Input -
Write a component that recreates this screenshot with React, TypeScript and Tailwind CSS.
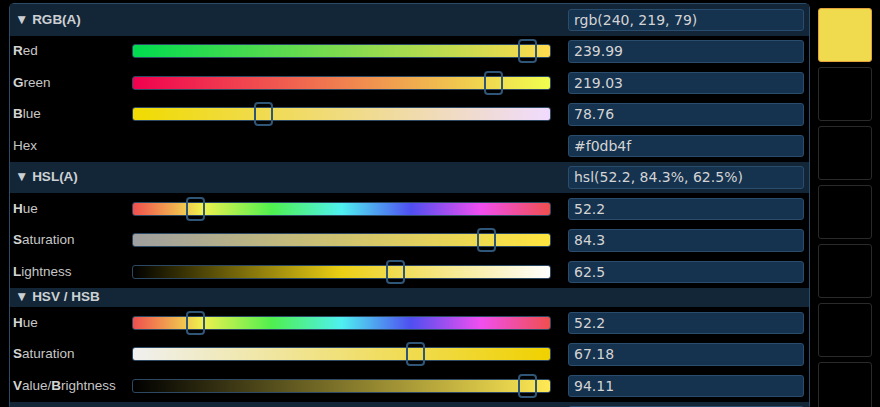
import React from 'react';

type Row = {
  label: [string, boolean][];
  value: string;
  frac?: number;
  track?: string;
};

type Section = {
  title: string;
  value?: string;
  short?: boolean;
  rows: Row[];
};

const HUE =
  'bg-[linear-gradient(to_right,hsl(0,84.3%,62.5%),hsl(60,84.3%,62.5%),hsl(120,84.3%,62.5%),hsl(180,84.3%,62.5%),hsl(240,84.3%,62.5%),hsl(300,84.3%,62.5%),hsl(360,84.3%,62.5%))]';

const sections: Section[] = [
  {
    title: 'RGB(A)',
    value: 'rgb(240, 219, 79)',
    rows: [
      { label: [['R', true], ['ed', false]], value: '239.99', frac: 239.99 / 255, track: 'bg-[linear-gradient(to_right,rgb(0,219,79),rgb(255,219,79))]' },
      { label: [['G', true], ['reen', false]], value: '219.03', frac: 219.03 / 255, track: 'bg-[linear-gradient(to_right,rgb(240,0,79),rgb(240,255,79))]' },
      { label: [['B', true], ['lue', false]], value: '78.76', frac: 78.76 / 255, track: 'bg-[linear-gradient(to_right,rgb(240,219,0),rgb(240,219,255))]' },
      { label: [['Hex', false]], value: '#f0db4f' },
    ],
  },
  {
    title: 'HSL(A)',
    value: 'hsl(52.2, 84.3%, 62.5%)',
    rows: [
      { label: [['H', true], ['ue', false]], value: '52.2', frac: 52.2 / 360, track: HUE },
      { label: [['S', true], ['aturation', false]], value: '84.3', frac: 0.843, track: 'bg-[linear-gradient(to_right,hsl(52.2,0%,62.5%),hsl(52.2,100%,62.5%))]' },
      { label: [['L', true], ['ightness', false]], value: '62.5', frac: 0.625, track: 'bg-[linear-gradient(to_right,hsl(52.2,84.3%,0%),hsl(52.2,84.3%,50%),hsl(52.2,84.3%,100%))]' },
    ],
  },
  {
    title: 'HSV / HSB',
    short: true,
    rows: [
      { label: [['H', true], ['ue', false]], value: '52.2', frac: 52.2 / 360, track: HUE },
      { label: [['S', true], ['aturation', false]], value: '67.18', frac: 0.6718, track: 'bg-[linear-gradient(to_right,rgb(240,240,240),rgb(240,209,0))]' },
      { label: [['V', true], ['alue/', false], ['B', true], ['rightness', false]], value: '94.11', frac: 0.9411, track: 'bg-[linear-gradient(to_right,rgb(0,0,0),rgb(255,233,84))]' },
    ],
  },
];

function Field({ value }: { value: string }) {
  return (
    <input
      readOnly
      value={value}
      className="block h-[22.5px] w-[236px] shrink-0 rounded-[3px] border border-[#2a4d6e] bg-[#15324f] pl-[5px] font-['DejaVu_Sans',sans-serif] text-[14px] text-[#d4d4d4] outline-none"
    />
  );
}

function Slider({ frac, track }: { frac: number; track: string }) {
  // thumb centre sits 3px in from the track edge, over a 417px span
  const left = 3 + frac * 417 - 1 - 9.5;
  return (
    <div className={`relative h-[14px] w-[419px] shrink-0 rounded-[3px] border border-[#2d4863] ${track}`}>
      <div
        className="absolute top-[-6px] h-[24px] w-[19px] rounded-[4px] border-2 border-[#2f5577]"
        style={{ left: `${left}px` }}
      />
    </div>
  );
}

function Header({ s }: { s: Section }) {
  return (
    <div
      className={`flex items-center bg-[#132638] pl-[5px] pr-[5px] ${s.short ? 'h-[19.5px]' : 'h-[31.5px]'}`}
    >
      <span className="text-[13.5px] font-bold text-[#cdd0d3]">▼ {s.title}</span>
      {s.value !== undefined && (
        <div className="ml-auto">
          <Field value={s.value} />
        </div>
      )}
    </div>
  );
}

export default function App() {
  return (
    <div className="flex h-[407px] overflow-hidden bg-black pl-[9px] pt-[3px] font-['Liberation_Sans',Arial,sans-serif]">
      <div className="w-[801px] shrink-0 rounded-t-[5px] border border-[#2c4b69] bg-black">
        {sections.map((s) => (
          <div key={s.title}>
            <Header s={s} />
            {s.rows.map((r, i) => (
              <div key={i} className="flex h-[31.5px] items-center pr-[5px]">
                <div className="w-[122px] shrink-0 pl-[3px] text-[13.5px] text-[#c6c6c6]">
                  {r.label.map(([t, b], j) => (
                    <span key={j} className={b ? 'font-bold text-[#d4d4d4]' : ''}>
                      {t}
                    </span>
                  ))}
                </div>
                {r.track !== undefined && r.frac !== undefined ? (
                  <Slider frac={r.frac} track={r.track} />
                ) : (
                  <div className="w-[419px] shrink-0" />
                )}
                <div className="ml-[17px]">
                  <Field value={r.value} />
                </div>
              </div>
            ))}
          </div>
        ))}
        <div className="flex h-[31.5px] items-center bg-[#132638] pr-[5px]">
          <div className="ml-auto h-[22.5px] w-[236px] rounded-[3px] border border-[#2a4d6e] bg-[#15324f]" />
        </div>
      </div>
      <div className="ml-[8px] flex w-[54px] shrink-0 flex-col gap-[5px] pt-[5px]">
        <div className="h-[54px] shrink-0 rounded-[3px] border border-[#e3a23a] bg-[#f0db4f]" />
        {[0, 1, 2, 3, 4, 5].map((k) => (
          <div key={k} className="h-[54px] shrink-0 rounded-[3px] border border-[#2a2a2a] bg-black" />
        ))}
      </div>
    </div>
  );
}
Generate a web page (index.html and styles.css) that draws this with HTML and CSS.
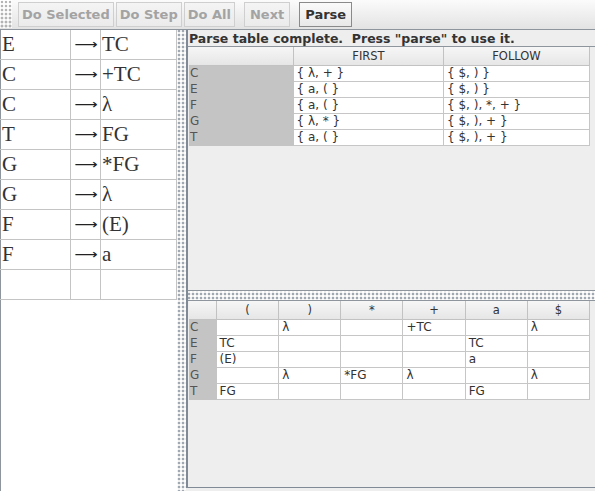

The exercise -
Every entry above should be duplicated exactly. Do not include the images.

The output -
Write a component that recreates this screenshot with React, TypeScript and Tailwind CSS.
import React from 'react';

type Row = {
  label: [string, boolean][];
  value: string;
  frac?: number;
  track?: string;
};

type Section = {
  title: string;
  value?: string;
  short?: boolean;
  rows: Row[];
};

const HUE =
  'bg-[linear-gradient(to_right,hsl(0,84.3%,62.5%),hsl(60,84.3%,62.5%),hsl(120,84.3%,62.5%),hsl(180,84.3%,62.5%),hsl(240,84.3%,62.5%),hsl(300,84.3%,62.5%),hsl(360,84.3%,62.5%))]';

const sections: Section[] = [
  {
    title: 'RGB(A)',
    value: 'rgb(240, 219, 79)',
    rows: [
      { label: [['R', true], ['ed', false]], value: '239.99', frac: 239.99 / 255, track: 'bg-[linear-gradient(to_right,rgb(0,219,79),rgb(255,219,79))]' },
      { label: [['G', true], ['reen', false]], value: '219.03', frac: 219.03 / 255, track: 'bg-[linear-gradient(to_right,rgb(240,0,79),rgb(240,255,79))]' },
      { label: [['B', true], ['lue', false]], value: '78.76', frac: 78.76 / 255, track: 'bg-[linear-gradient(to_right,rgb(240,219,0),rgb(240,219,255))]' },
      { label: [['Hex', false]], value: '#f0db4f' },
    ],
  },
  {
    title: 'HSL(A)',
    value: 'hsl(52.2, 84.3%, 62.5%)',
    rows: [
      { label: [['H', true], ['ue', false]], value: '52.2', frac: 52.2 / 360, track: HUE },
      { label: [['S', true], ['aturation', false]], value: '84.3', frac: 0.843, track: 'bg-[linear-gradient(to_right,hsl(52.2,0%,62.5%),hsl(52.2,100%,62.5%))]' },
      { label: [['L', true], ['ightness', false]], value: '62.5', frac: 0.625, track: 'bg-[linear-gradient(to_right,hsl(52.2,84.3%,0%),hsl(52.2,84.3%,50%),hsl(52.2,84.3%,100%))]' },
    ],
  },
  {
    title: 'HSV / HSB',
    short: true,
    rows: [
      { label: [['H', true], ['ue', false]], value: '52.2', frac: 52.2 / 360, track: HUE },
      { label: [['S', true], ['aturation', false]], value: '67.18', frac: 0.6718, track: 'bg-[linear-gradient(to_right,rgb(240,240,240),rgb(240,209,0))]' },
      { label: [['V', true], ['alue/', false], ['B', true], ['rightness', false]], value: '94.11', frac: 0.9411, track: 'bg-[linear-gradient(to_right,rgb(0,0,0),rgb(255,233,84))]' },
    ],
  },
];

function Field({ value }: { value: string }) {
  return (
    <input
      readOnly
      value={value}
      className="block h-[22.5px] w-[236px] shrink-0 rounded-[3px] border border-[#2a4d6e] bg-[#15324f] pl-[5px] font-['DejaVu_Sans',sans-serif] text-[14px] text-[#d4d4d4] outline-none"
    />
  );
}

function Slider({ frac, track }: { frac: number; track: string }) {
  // thumb centre sits 3px in from the track edge, over a 417px span
  const left = 3 + frac * 417 - 1 - 9.5;
  return (
    <div className={`relative h-[14px] w-[419px] shrink-0 rounded-[3px] border border-[#2d4863] ${track}`}>
      <div
        className="absolute top-[-6px] h-[24px] w-[19px] rounded-[4px] border-2 border-[#2f5577]"
        style={{ left: `${left}px` }}
      />
    </div>
  );
}

function Header({ s }: { s: Section }) {
  return (
    <div
      className={`flex items-center bg-[#132638] pl-[5px] pr-[5px] ${s.short ? 'h-[19.5px]' : 'h-[31.5px]'}`}
    >
      <span className="text-[13.5px] font-bold text-[#cdd0d3]">▼ {s.title}</span>
      {s.value !== undefined && (
        <div className="ml-auto">
          <Field value={s.value} />
        </div>
      )}
    </div>
  );
}

export default function App() {
  return (
    <div className="flex h-[407px] overflow-hidden bg-black pl-[9px] pt-[3px] font-['Liberation_Sans',Arial,sans-serif]">
      <div className="w-[801px] shrink-0 rounded-t-[5px] border border-[#2c4b69] bg-black">
        {sections.map((s) => (
          <div key={s.title}>
            <Header s={s} />
            {s.rows.map((r, i) => (
              <div key={i} className="flex h-[31.5px] items-center pr-[5px]">
                <div className="w-[122px] shrink-0 pl-[3px] text-[13.5px] text-[#c6c6c6]">
                  {r.label.map(([t, b], j) => (
                    <span key={j} className={b ? 'font-bold text-[#d4d4d4]' : ''}>
                      {t}
                    </span>
                  ))}
                </div>
                {r.track !== undefined && r.frac !== undefined ? (
                  <Slider frac={r.frac} track={r.track} />
                ) : (
                  <div className="w-[419px] shrink-0" />
                )}
                <div className="ml-[17px]">
                  <Field value={r.value} />
                </div>
              </div>
            ))}
          </div>
        ))}
        <div className="flex h-[31.5px] items-center bg-[#132638] pr-[5px]">
          <div className="ml-auto h-[22.5px] w-[236px] rounded-[3px] border border-[#2a4d6e] bg-[#15324f]" />
        </div>
      </div>
      <div className="ml-[8px] flex w-[54px] shrink-0 flex-col gap-[5px] pt-[5px]">
        <div className="h-[54px] shrink-0 rounded-[3px] border border-[#e3a23a] bg-[#f0db4f]" />
        {[0, 1, 2, 3, 4, 5].map((k) => (
          <div key={k} className="h-[54px] shrink-0 rounded-[3px] border border-[#2a2a2a] bg-black" />
        ))}
      </div>
    </div>
  );
}
Generate a web page (index.html and styles.css) that draws this with HTML and CSS.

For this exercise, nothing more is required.